Integron and antibiotic resistance

Abstract

Since the advent of antibiotic chemotherapy, the spread of drug resistance genes among clinical isolates of bacteria has become an ever-increasing problem. The increase in drug resistance has been facilitated by the association of antibiotic resistance genes with a variety of mobile genetic elements including plasmids, transposons, integrons and gene cassettes. How then have plasmids and transposons acquired such a vast array of genes in the last 50 years? In Gram-negative bacteria (GNB) this can be explained, in part, by the presence of integrons, since these elements can efficiently capture mobile gene cassettes and their associated antibiotic resistance genes, thereby transferring resistance from one bacterium to the next.

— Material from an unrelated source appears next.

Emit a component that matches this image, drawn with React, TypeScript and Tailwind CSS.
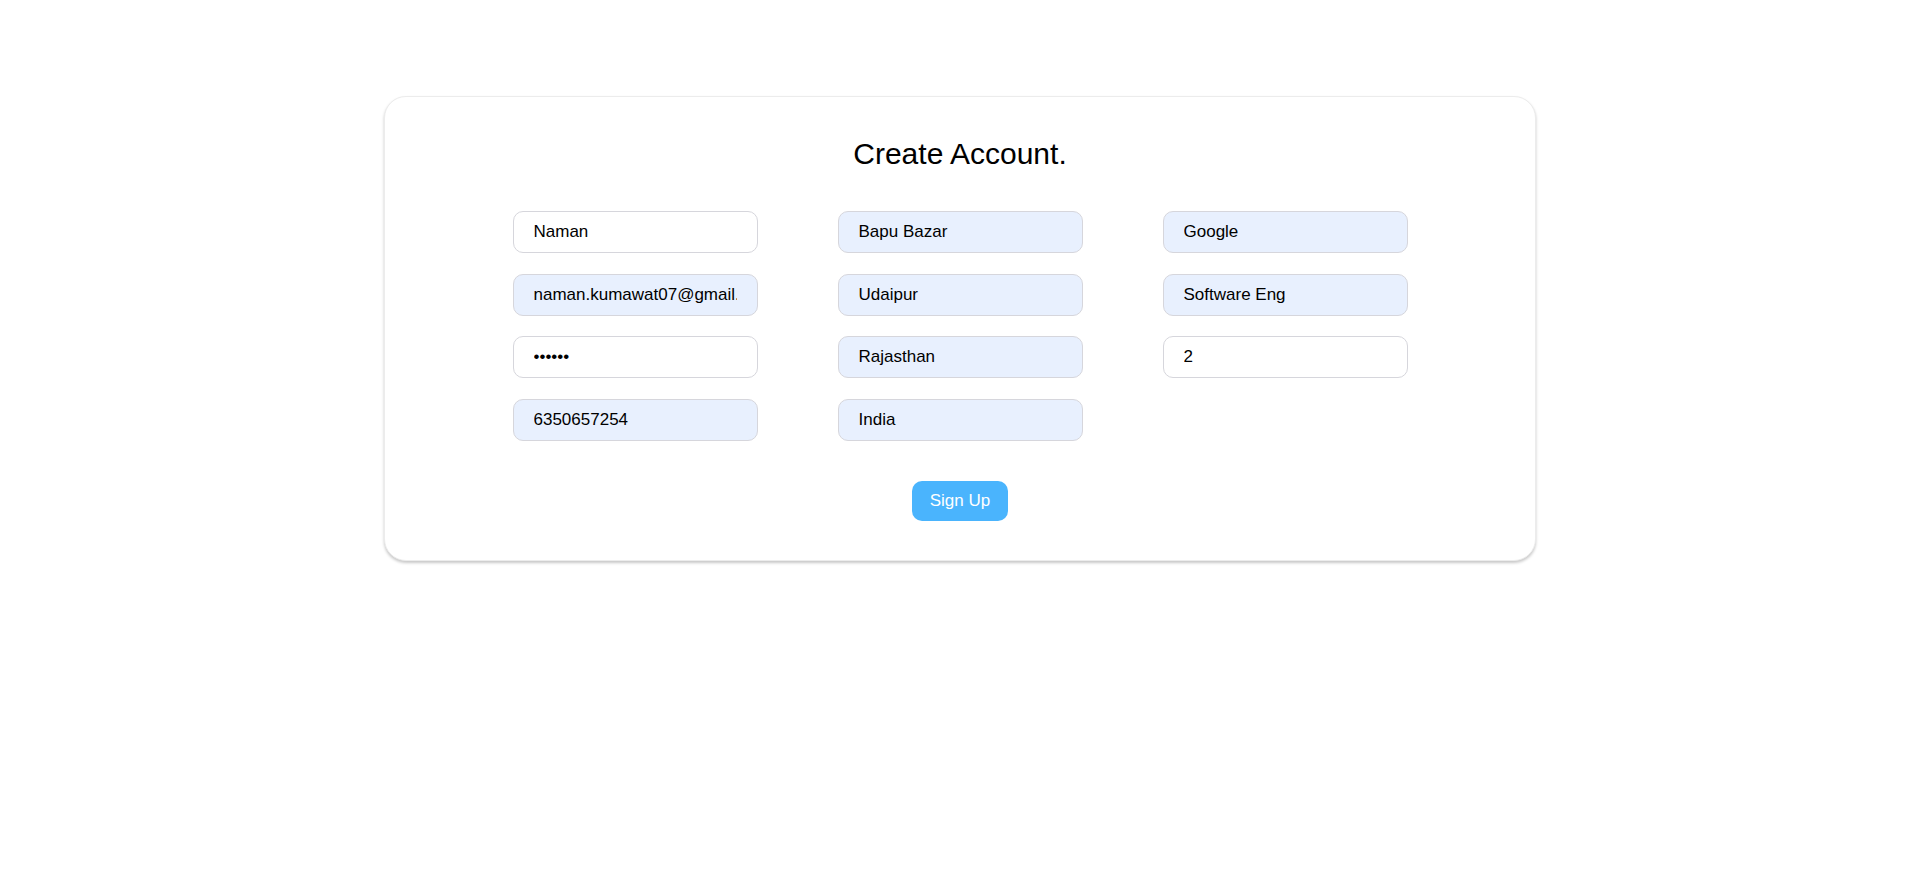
import React from "react";

type Field = { value: string; filled: boolean; type?: string };

const col1: Field[] = [
  { value: "Naman", filled: false },
  { value: "naman.kumawat07@gmail.com", filled: true },
  { value: "123456", filled: false, type: "password" },
  { value: "6350657254", filled: true },
];
const col2: Field[] = [
  { value: "Bapu Bazar", filled: true },
  { value: "Udaipur", filled: true },
  { value: "Rajasthan", filled: true },
  { value: "India", filled: true },
];
const col3: Field[] = [
  { value: "Google", filled: true },
  { value: "Software Eng", filled: true },
  { value: "2", filled: false },
];

function Input({ f }: { f: Field }) {
  return (
    <input
      readOnly
      type={f.type ?? "text"}
      value={f.value}
      className={
        "h-[42px] w-[245px] rounded-[10px] border border-[#d6d6dc] px-[20px] text-[17px] text-black outline-none " +
        (f.filled ? "bg-[#e8f0fe]" : "bg-white")
      }
      style={{ fontFamily: '"Liberation Sans", Arial, sans-serif' }}
    />
  );
}

export default function App() {
  return (
    <div
      className="min-h-[888px] w-full bg-white pt-[96px]"
      style={{ fontFamily: '"Liberation Sans", Arial, sans-serif' }}
    >
      <div className="mx-auto flex w-[60%] flex-col items-center rounded-[22px] border border-[#ececec] bg-white pt-[39px] pb-[39px] shadow-[0_2px_3px_rgba(0,0,0,0.22)]">
        <h1 className="text-[30px] leading-[36px] font-normal text-black">Create Account.</h1>
        <div className="mt-[39px] grid grid-cols-[245px_245px_245px] gap-x-[80px]">
          {[col1, col2, col3].map((col, i) => (
            <div key={i} className="flex flex-col gap-[20.67px]">
              {col.map((f, j) => (
                <Input key={j} f={f} />
              ))}
            </div>
          ))}
        </div>
        <button className="mt-[40px] h-[40px] w-[96px] rounded-[10px] bg-[#4ab4fd] text-[17px] text-white">
          Sign Up
        </button>
      </div>
    </div>
  );
}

Many of the antibiotic resistance genes found in clinical isolates of Gram-negative bacilli are part of a gene cassette inserted into an integron, and the sequences of over 100 cassettes are known. Integrons are found within the context of a number of fundamentally different plasmids and transposons, which suggests that they are mobile elements. An integron is any genetic unit that contains the determinants of a site-specific recombination system capable of capturing and mobilising genes that are contained in gene cassettes. This study describes the prevalence of integrons in clinical isolates from Australia and the impact they have on antibiotic resistance.